Pamela Calero Wardell and Maestro Matthew Wardell at Ocala Symphony Orchestra’s opening night in 2021. [MAVEN photo + film]

“We have a program called Symphony for Schools, and we’re working with a new, Marion County liaison on sending musicians into schools, and we’re working this year on starting a beginning band for kids in third through sixth grades that might not have a beginning band at their elementary or middle school,” Wardell shared. “You know, around 30% to 40% of our students in the conservatory don’t pay any tuition at all.”

Bridging generations is also a big priority for Wardell going forward. The orchestra has, in the past and will continue to, pair older and younger musicians. 

Also on the horizon is the New Horizons Band, a beginning band for older adults who picked up an instrument when they were younger but didn’t follow through with it

Bob Reilly, the namesake of and major donor to the Reilly Arts Center, stipulated that he wanted to encourage intergenerational participation, and Wardell is continuing that tradition.

A good start can be found at the Reilly Arts Center’s new conservatory, which has 115 students and counting.

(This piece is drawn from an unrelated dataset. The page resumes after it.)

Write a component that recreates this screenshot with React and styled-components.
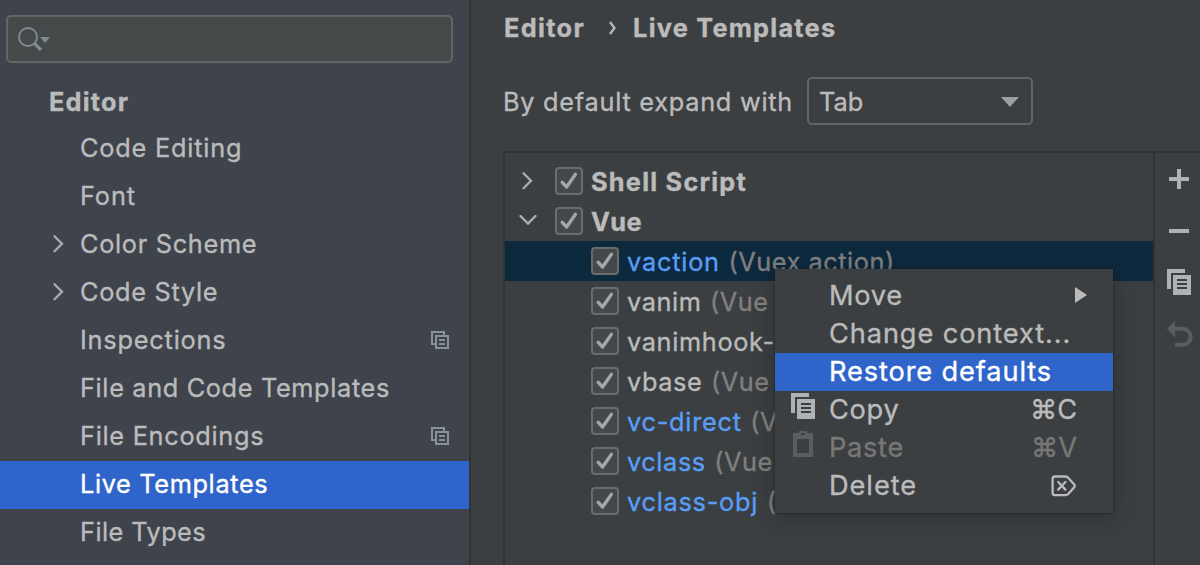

“In our music school, we have a cello student who’s just around 6, and we have a cello student who’s like 86, and they play together sometimes, which is really, really cool,” Wardell shared. “To see two people who are in totally different parts of their life coming together over music is something that has been praised all over the world as a health benefit for both our seniors and our students.” 

Between all of his many projects, Wardell still finds time to decompress with Pam and Buckley. 

“I enjoy playing video games and the comedy of Dave Chappelle, Nate Bargatze and Tom Segura,” Wardell shared.

“I was recently at the Comedy Cellar in New York and saw Nathan Macintosh, an up-and-coming comedian, and I’ll be keeping up with him, and to disconnect a bit, I play immersive (role playing games) like ‘Fall Out,’ ‘The Witcher,’ and I’m excited about ‘Starfield,’ which is releasing next week.” 

The couple also take walks through Ocala’s historic downtown district with their 4-year-old Aussie doodle. 

“He’s the celebrity in the family,” Wardell said.